Dear friends and neighbors:
On July 19 I shared with you that Washington State Superintendent Randy Dorn filed a lawsuit against the legislature as well as several large school districts, including ours, challenging how school districts across the state pay for teachers’ salaries and benefits.
Our school board and I are keenly aware that one of the purposes of Mr. Dorn’s lawsuit is to highlight the fact that the Washington legislature has not taken the necessary steps to fully fund basic education as required by the McCleary court ruling. Nevertheless, we strongly disagree with Mr. Dorn’s strategy to sue individual school districts over school funding—and specifically, our state’s expectation that we use operating levies to fill the gap left by state funding shortfalls. His lawsuit diverts precious resources away from the classroom to the courtroom, taking time and money away from our central goal of educating our students, just as the new school year begins, as was pointedly noted in the response filed on behalf of five of the districts in Superior Court today:
"It is more than a little ironic that in the McCleary litigation Dorn decried the Legislature’s chronic underfunding of school districts, yet he has now forced these District administrators to spend time and incur attorney’s fees to defend themselves. If Dorn’s lawsuit is allowed to proceed, the Districts would be forced to mount a time-consuming and costly legal defense. … The [Superior] Court should exercise its discretion to stay this case until the Supreme Court concludes its active monitoring of the remedy for the State’s constitutional violations and relinquishes jurisdiction in McCleary."
Suing Everett Public Schools or any other Washington school district does not fix the overall school funding situation. The root issue is painfully clear: the state must fulfill its paramount duty to provide for basic education.

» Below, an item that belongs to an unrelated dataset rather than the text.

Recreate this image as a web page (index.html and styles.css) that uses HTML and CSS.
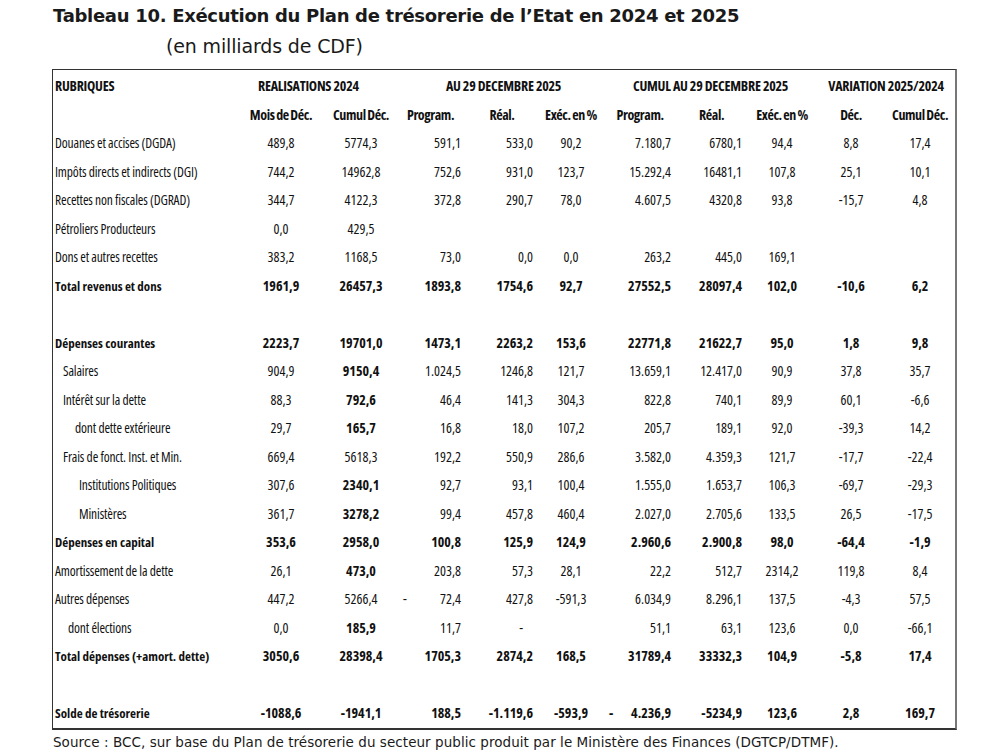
FILE: index.html
```html
<!DOCTYPE html>
<html lang="fr">
<head>
<meta charset="utf-8">
<title>Tableau 10</title>
<link rel="stylesheet" href="styles.css">
</head>
<body>
<div class="page">
  <h1 class="title">Tableau 10. Exécution du Plan de trésorerie de l’Etat en 2024 et 2025</h1>
  <div class="subtitle">(en milliards de CDF)</div>
  <div class="box">
    <table class="tbl">
      <colgroup>
        <col class="c0"><col class="c1"><col class="c2"><col class="c3"><col class="c4"><col class="c5"><col class="c6"><col class="c7"><col class="c8"><col class="c9"><col class="c10">
      </colgroup>
      <thead>
        <tr class="b h1">
          <td class="lab">RUBRIQUES</td>
          <td colspan="2" class="grp-real">REALISATIONS 2024</td>
          <td colspan="3" class="ctr">AU 29 DECEMBRE 2025</td>
          <td colspan="3" class="ctr">CUMUL AU 29 DECEMBRE 2025</td>
          <td colspan="2" class="ctr">VARIATION 2025/2024</td>
        </tr>
        <tr class="b h2">
          <td></td>
          <td class="ctr">Mois de Déc.</td>
          <td class="ctr">Cumul Déc.</td>
          <td class="ctr hp">Program.</td>
          <td class="ctr">Réal.</td>
          <td class="ctr">Exéc. en %</td>
          <td class="ctr">Program.</td>
          <td class="ctr">Réal.</td>
          <td class="ctr">Exéc. en %</td>
          <td class="ctr">Déc.</td>
          <td class="ctr">Cumul Déc.</td>
        </tr>
      </thead>
      <tbody>
        <tr><td class="lab">Douanes et accises (DGDA)</td><td>489,8</td><td>5774,3</td><td class="r">591,1</td><td class="r">533,0</td><td>90,2</td><td class="r">7.180,7</td><td class="r">6780,1</td><td>94,4</td><td>8,8</td><td>17,4</td></tr>
        <tr><td class="lab">Impôts directs et indirects (DGI)</td><td>744,2</td><td>14962,8</td><td class="r">752,6</td><td class="r">931,0</td><td>123,7</td><td class="r">15.292,4</td><td class="r">16481,1</td><td>107,8</td><td>25,1</td><td>10,1</td></tr>
        <tr><td class="lab">Recettes non fiscales (DGRAD)</td><td>344,7</td><td>4122,3</td><td class="r">372,8</td><td class="r">290,7</td><td>78,0</td><td class="r">4.607,5</td><td class="r">4320,8</td><td>93,8</td><td>-15,7</td><td>4,8</td></tr>
        <tr><td class="lab">Pétroliers Producteurs</td><td>0,0</td><td>429,5</td><td class="r"></td><td class="r"></td><td></td><td class="r"></td><td class="r"></td><td></td><td></td><td></td></tr>
        <tr><td class="lab">Dons et autres recettes</td><td>383,2</td><td>1168,5</td><td class="r">73,0</td><td class="r">0,0</td><td>0,0</td><td class="r">263,2</td><td class="r">445,0</td><td>169,1</td><td></td><td></td></tr>
        <tr class="b"><td class="lab">Total revenus et dons</td><td>1961,9</td><td>26457,3</td><td class="r">1893,8</td><td class="r">1754,6</td><td>92,7</td><td class="r">27552,5</td><td class="r">28097,4</td><td>102,0</td><td>-10,6</td><td>6,2</td></tr>
        <tr class="blank"><td colspan="11"></td></tr>
        <tr class="b"><td class="lab">Dépenses courantes</td><td>2223,7</td><td>19701,0</td><td class="r">1473,1</td><td class="r">2263,2</td><td>153,6</td><td class="r">22771,8</td><td class="r">21622,7</td><td>95,0</td><td>1,8</td><td>9,8</td></tr>
        <tr><td class="lab i1">Salaires</td><td>904,9</td><td class="bb">9150,4</td><td class="r">1.024,5</td><td class="r">1246,8</td><td>121,7</td><td class="r">13.659,1</td><td class="r">12.417,0</td><td>90,9</td><td>37,8</td><td>35,7</td></tr>
        <tr><td class="lab i1">Intérêt sur la dette</td><td>88,3</td><td class="bb">792,6</td><td class="r">46,4</td><td class="r">141,3</td><td>304,3</td><td class="r">822,8</td><td class="r">740,1</td><td>89,9</td><td>60,1</td><td>-6,6</td></tr>
        <tr><td class="lab i2">dont dette extérieure</td><td>29,7</td><td class="bb">165,7</td><td class="r">16,8</td><td class="r">18,0</td><td>107,2</td><td class="r">205,7</td><td class="r">189,1</td><td>92,0</td><td>-39,3</td><td>14,2</td></tr>
        <tr><td class="lab i1">Frais de fonct. Inst. et Min.</td><td>669,4</td><td>5618,3</td><td class="r">192,2</td><td class="r">550,9</td><td>286,6</td><td class="r">3.582,0</td><td class="r">4.359,3</td><td>121,7</td><td>-17,7</td><td>-22,4</td></tr>
        <tr><td class="lab i3">Institutions Politiques</td><td>307,6</td><td class="bb">2340,1</td><td class="r">92,7</td><td class="r">93,1</td><td>100,4</td><td class="r">1.555,0</td><td class="r">1.653,7</td><td>106,3</td><td>-69,7</td><td>-29,3</td></tr>
        <tr><td class="lab i3">Ministères</td><td>361,7</td><td class="bb">3278,2</td><td class="r">99,4</td><td class="r">457,8</td><td>460,4</td><td class="r">2.027,0</td><td class="r">2.705,6</td><td>133,5</td><td>26,5</td><td>-17,5</td></tr>
        <tr class="b"><td class="lab">Dépenses en capital</td><td>353,6</td><td>2958,0</td><td class="r">100,8</td><td class="r">125,9</td><td>124,9</td><td class="r">2.960,6</td><td class="r">2.900,8</td><td>98,0</td><td>-64,4</td><td>-1,9</td></tr>
        <tr><td class="lab">Amortissement de la dette</td><td>26,1</td><td class="bb">473,0</td><td class="r">203,8</td><td class="r">57,3</td><td>28,1</td><td class="r">22,2</td><td class="r">512,7</td><td>2314,2</td><td>119,8</td><td>8,4</td></tr>
        <tr><td class="lab">Autres dépenses</td><td>447,2</td><td>5266,4</td><td class="r"><span class="dash">-</span>72,4</td><td class="r">427,8</td><td>-591,3</td><td class="r">6.034,9</td><td class="r">8.296,1</td><td>137,5</td><td>-4,3</td><td>57,5</td></tr>
        <tr><td class="lab i4">dont élections</td><td>0,0</td><td class="bb">185,9</td><td class="r">11,7</td><td class="r dash-cell">-</td><td></td><td class="r">51,1</td><td class="r">63,1</td><td>123,6</td><td>0,0</td><td>-66,1</td></tr>
        <tr class="b"><td class="lab">Total dépenses (+amort. dette)</td><td>3050,6</td><td>28398,4</td><td class="r">1705,3</td><td class="r">2874,2</td><td>168,5</td><td class="r">31789,4</td><td class="r">33332,3</td><td>104,9</td><td>-5,8</td><td>17,4</td></tr>
        <tr class="blank"><td colspan="11"></td></tr>
        <tr class="b"><td class="lab">Solde de trésorerie</td><td>-1088,6</td><td>-1941,1</td><td class="r">188,5</td><td class="r">-1.119,6</td><td>-593,9</td><td class="r"><span class="dash dash2">-</span>4.236,9</td><td class="r">-5234,9</td><td>123,6</td><td>2,8</td><td>169,7</td></tr>
      </tbody>
    </table>
  </div>
  <p class="source">Source : BCC, sur base du Plan de trésorerie du secteur public produit par le Ministère des Finances (DGTCP/DTMF).</p>
</div>
</body>
</html>
```

FILE: styles.css
```css
html, body {
  margin: 0;
  padding: 0;
  background: #ffffff;
}

.page {
  padding: 4px 0 0 52px;
  color: #1a1a1a;
}

.title {
  margin: 0;
  font-family: "DejaVu Sans", sans-serif;
  font-weight: bold;
  font-size: 18px;
  line-height: 24px;
  letter-spacing: -0.3px;
  padding-left: 1px;
}

.subtitle {
  margin: 6px 0 0 0;
  padding-left: 114px;
  font-family: "DejaVu Sans", sans-serif;
  font-size: 19px;
  line-height: 24px;
  letter-spacing: -0.15px;
}

.box {
  margin-top: 11px;
  width: 902px;
  border-left: 1px solid #333;
  border-top: 1px solid #333;
  border-right: 2px solid #777;
  border-bottom: 2px solid #333;
  padding-top: 2px;
}

.tbl {
  border-collapse: collapse;
  table-layout: fixed;
  width: 902px;
  font-family: "Open Sans", "Noto Sans", sans-serif;
  font-stretch: 75%;
  font-size: 14px;
  font-weight: 500;
  color: #111111;
}

.c0 { width: 190px; }
.c1 { width: 76px; }
.c2 { width: 84px; }
.c3 { width: 63px; }
.c4 { width: 72px; }
.c5 { width: 66px; }
.c6 { width: 72px; }
.c7 { width: 71px; }
.c8 { width: 70px; }
.c9 { width: 68px; }
.c10 { width: 70px; }

.tbl td {
  height: 28.5px;
  padding: 0;
  text-align: center;
  vertical-align: middle;
  white-space: nowrap;
  line-height: 16px;
}

.tbl td.r {
  text-align: right;
  padding-right: 5px;
}

.tbl td.ctr {
  text-align: center;
  padding-right: 0;
}

.tbl td.hp {
  padding-right: 8px;
}

.tbl td.lab {
  text-align: left;
  padding-left: 2px;
  font-size: 13.5px;
  letter-spacing: -0.15px;
}

.tbl tr.b td.lab {
  font-size: 13px;
  letter-spacing: 0;
}

.tbl tr.h1 td,
.tbl tr.h1 td.lab {
  font-size: 14px;
  letter-spacing: -0.25px;
}

.tbl tr.h2 td {
  letter-spacing: -0.4px;
  word-spacing: -0.5px;
}

.tbl td.i1 { padding-left: 10px; }
.tbl td.i2 { padding-left: 22px; }
.tbl td.i3 { padding-left: 26px; }
.tbl td.i4 { padding-left: 15px; }

.tbl td.grp-real {
  text-align: left;
  padding-left: 15px;
}

.tbl tr.b td,
.tbl td.bb {
  font-weight: 700;
}

.tbl tr.blank td {
  height: 28.5px;
}

.dash {
  float: left;
  padding-left: 0;
}

.dash2 {
  padding-left: 5px;
}

.tbl td.dash-cell {
  padding-right: 15px;
}

.source {
  margin: 4px 0 0 1px;
  font-family: "DejaVu Sans", sans-serif;
  font-size: 13.5px;
  line-height: 16px;
  letter-spacing: 0.05px;
}
```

The school districts, including Everett, have prepared a vigorous defense to this lawsuit that is in the best interest of our schools, teachers, students and their families. Today we asked the King County Superior Court to put the lawsuit on hold until the Washington Supreme Court concludes its active monitoring of the McCleary
case. If you would like to review the districts’ motion
to Mr. Dorn’s suit, or several articles and editorials on the matter, the links below will access those resources.
We very much appreciate your continued support of Everett Public Schools, your willingness to keep focused on our work on behalf of the welfare and future of over 19,000 students in our schools, and we will continue to responsibly use district resources to support and promote student achievement while we wait for the state to fully fund education.